The unemployment rate is already very low—the Labor Department on Friday reported that last month it slipped to 3.6% from 3.8% a month earlier, bringing it close to the 50-year nadir of 3.5% it registered in February 2020, right before the pandemic hit. And it could easily go even lower in the months ahead, perhaps significantly so.

Here is some math to think about: Friday’s employment report also showed that the economy added 431,000 jobs last month and also included upward revisions to the previous two months. The average payrolls increase over the first three months of the year now stands at 561,667 jobs, or a little less than 0.4%. Now imagine if the separate employment figure used to construct the unemployment rate grew at that rate for the rest of the year. Assume that the labor force—the group of working-age Americans who are either working or looking for work—grows at the same pace as the overall population.Then by December, the unemployment rate would be 0.8%.

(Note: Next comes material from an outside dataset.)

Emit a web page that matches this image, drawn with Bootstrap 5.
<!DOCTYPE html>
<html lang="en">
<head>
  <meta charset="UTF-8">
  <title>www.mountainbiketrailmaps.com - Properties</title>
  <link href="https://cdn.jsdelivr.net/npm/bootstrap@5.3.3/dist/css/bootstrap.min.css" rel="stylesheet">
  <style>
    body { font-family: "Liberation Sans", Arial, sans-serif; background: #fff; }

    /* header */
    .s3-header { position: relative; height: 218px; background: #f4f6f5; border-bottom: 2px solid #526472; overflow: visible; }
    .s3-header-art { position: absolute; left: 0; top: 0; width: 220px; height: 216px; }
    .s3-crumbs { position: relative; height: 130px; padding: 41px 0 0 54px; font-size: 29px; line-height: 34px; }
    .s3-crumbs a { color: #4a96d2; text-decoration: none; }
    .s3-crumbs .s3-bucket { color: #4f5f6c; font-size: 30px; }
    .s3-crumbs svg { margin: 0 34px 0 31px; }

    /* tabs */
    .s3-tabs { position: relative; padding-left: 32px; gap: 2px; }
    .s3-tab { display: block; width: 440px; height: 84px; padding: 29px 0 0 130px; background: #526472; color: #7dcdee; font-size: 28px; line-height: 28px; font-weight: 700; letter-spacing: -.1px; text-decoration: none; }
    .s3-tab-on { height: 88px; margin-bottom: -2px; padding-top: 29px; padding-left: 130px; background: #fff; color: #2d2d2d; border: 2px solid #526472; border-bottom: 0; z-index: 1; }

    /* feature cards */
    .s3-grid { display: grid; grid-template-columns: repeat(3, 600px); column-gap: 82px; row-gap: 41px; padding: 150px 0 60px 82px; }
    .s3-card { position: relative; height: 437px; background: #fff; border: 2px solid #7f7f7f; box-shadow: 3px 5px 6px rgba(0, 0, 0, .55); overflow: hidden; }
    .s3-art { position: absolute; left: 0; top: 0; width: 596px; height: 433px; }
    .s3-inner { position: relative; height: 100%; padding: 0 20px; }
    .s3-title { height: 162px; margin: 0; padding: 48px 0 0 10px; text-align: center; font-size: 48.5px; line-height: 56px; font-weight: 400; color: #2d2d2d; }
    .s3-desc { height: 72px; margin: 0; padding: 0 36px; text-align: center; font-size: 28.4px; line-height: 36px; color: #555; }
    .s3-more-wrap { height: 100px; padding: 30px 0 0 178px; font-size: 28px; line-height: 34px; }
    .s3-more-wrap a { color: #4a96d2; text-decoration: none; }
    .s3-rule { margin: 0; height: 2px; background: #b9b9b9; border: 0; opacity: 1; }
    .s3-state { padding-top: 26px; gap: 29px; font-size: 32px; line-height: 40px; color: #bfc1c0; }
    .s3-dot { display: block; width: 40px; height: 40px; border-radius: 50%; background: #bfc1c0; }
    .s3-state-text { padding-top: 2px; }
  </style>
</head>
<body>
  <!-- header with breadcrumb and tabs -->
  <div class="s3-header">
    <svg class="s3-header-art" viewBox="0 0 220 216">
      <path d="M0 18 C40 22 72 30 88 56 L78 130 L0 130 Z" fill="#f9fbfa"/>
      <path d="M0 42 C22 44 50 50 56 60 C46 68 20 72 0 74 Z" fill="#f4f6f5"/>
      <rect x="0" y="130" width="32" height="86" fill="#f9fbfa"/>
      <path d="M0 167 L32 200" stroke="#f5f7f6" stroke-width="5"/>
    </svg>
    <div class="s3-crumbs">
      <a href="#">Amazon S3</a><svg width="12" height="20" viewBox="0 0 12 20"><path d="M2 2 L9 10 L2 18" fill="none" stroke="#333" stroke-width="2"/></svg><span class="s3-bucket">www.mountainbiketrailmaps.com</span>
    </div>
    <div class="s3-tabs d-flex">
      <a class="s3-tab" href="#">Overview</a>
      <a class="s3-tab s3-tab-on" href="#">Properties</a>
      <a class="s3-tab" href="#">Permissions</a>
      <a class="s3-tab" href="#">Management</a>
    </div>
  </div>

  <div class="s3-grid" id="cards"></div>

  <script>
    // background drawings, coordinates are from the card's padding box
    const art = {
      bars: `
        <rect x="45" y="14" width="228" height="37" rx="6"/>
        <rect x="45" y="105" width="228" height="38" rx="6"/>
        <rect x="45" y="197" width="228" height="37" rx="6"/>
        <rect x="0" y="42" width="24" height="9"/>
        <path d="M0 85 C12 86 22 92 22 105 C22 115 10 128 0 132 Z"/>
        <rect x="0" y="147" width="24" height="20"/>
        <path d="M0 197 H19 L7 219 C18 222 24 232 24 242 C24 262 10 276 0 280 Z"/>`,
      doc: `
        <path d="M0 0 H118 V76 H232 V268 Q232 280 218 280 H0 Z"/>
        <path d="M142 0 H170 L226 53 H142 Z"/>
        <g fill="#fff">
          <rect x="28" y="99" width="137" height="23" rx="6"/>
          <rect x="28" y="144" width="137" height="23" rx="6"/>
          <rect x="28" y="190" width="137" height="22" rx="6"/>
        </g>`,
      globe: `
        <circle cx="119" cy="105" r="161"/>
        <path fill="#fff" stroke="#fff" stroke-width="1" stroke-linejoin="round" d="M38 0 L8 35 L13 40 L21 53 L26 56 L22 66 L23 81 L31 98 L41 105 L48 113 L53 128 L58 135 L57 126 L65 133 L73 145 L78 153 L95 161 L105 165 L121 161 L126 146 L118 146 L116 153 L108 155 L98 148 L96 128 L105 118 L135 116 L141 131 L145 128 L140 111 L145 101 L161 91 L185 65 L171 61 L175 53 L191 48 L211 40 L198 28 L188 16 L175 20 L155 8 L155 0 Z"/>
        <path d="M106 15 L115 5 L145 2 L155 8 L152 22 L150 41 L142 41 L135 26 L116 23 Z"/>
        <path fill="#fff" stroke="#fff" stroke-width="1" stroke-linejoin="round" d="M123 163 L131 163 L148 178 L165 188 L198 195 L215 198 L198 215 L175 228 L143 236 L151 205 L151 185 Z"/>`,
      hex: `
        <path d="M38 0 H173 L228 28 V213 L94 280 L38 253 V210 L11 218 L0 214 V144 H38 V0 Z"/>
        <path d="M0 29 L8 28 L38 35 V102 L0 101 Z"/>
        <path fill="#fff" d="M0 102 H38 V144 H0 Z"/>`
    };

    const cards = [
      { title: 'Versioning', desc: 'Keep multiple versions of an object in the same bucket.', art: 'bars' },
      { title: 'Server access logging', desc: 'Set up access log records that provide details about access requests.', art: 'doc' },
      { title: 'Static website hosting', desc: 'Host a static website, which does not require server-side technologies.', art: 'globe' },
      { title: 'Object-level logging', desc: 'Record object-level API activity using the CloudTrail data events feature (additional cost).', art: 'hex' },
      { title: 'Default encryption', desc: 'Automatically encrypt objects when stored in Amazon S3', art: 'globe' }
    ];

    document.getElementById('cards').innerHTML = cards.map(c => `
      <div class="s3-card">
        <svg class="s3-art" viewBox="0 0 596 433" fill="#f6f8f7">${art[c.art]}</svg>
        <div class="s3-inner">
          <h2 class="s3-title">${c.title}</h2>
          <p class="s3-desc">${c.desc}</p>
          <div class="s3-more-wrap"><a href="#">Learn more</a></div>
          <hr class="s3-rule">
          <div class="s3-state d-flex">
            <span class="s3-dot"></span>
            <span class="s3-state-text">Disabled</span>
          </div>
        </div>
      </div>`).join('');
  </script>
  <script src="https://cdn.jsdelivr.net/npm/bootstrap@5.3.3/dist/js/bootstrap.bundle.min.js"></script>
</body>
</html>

Sure, that seems bonkers, so let us assume employment will grow at half the recent payroll growth rate. Then the unemployment rate would be 2.5%, matching a record low set during a couple of months back in 1953. That still seems a bit ridiculous, so now let us assume the easing of the pandemic and ample employment opportunities bring more people back into the job hunt, and the labor force participation rate—the labor force as a share of the working-age population—goes to 62.9% in December from March’s 62.4%. Then we get an unemployment rate of 3.3%, which is merely the lowest level since October 1953.

Mind you, none of this is a forecast: Job growth could slow more seriously, or even more people could enter the labor force, and so on. But it underscores a dynamic in which it seems more likely than not that the unemployment rate is going to keep falling, adding to wage pressures and worrying the Fed. Indeed, in their latest projections, Fed policy makers put their long-run unemployment-rate forecast, which can be thought of as the just-right level in which as many people as possible are employed without inviting too much inflation, at 4%. At the very least it seems as if the Fed would like to cool off the job market to the point where the unemployment rate was no longer falling.

One problem, however, is that if things cool down to the point where the unemployment rate is moving higher at anything more than a very gradual rate, big problems can arise. The Sahm rule, put forth by economist Claudia Sahm, says that if the average of the unemployment rate over three months rises a half-percentage point or more above its low over the previous year, the economy is in a recession. Besides its history of accuracy, it also underscores the important point that, once the unemployment rate makes an obvious turn higher, it tends to keep going up.

The best outcome right now would be for inflation to start cooling and for the unemployment rate to stabilize, allowing the Fed to avoid slamming on the brakes. But there aren’t any guarantees that that is the outcome we are going to get.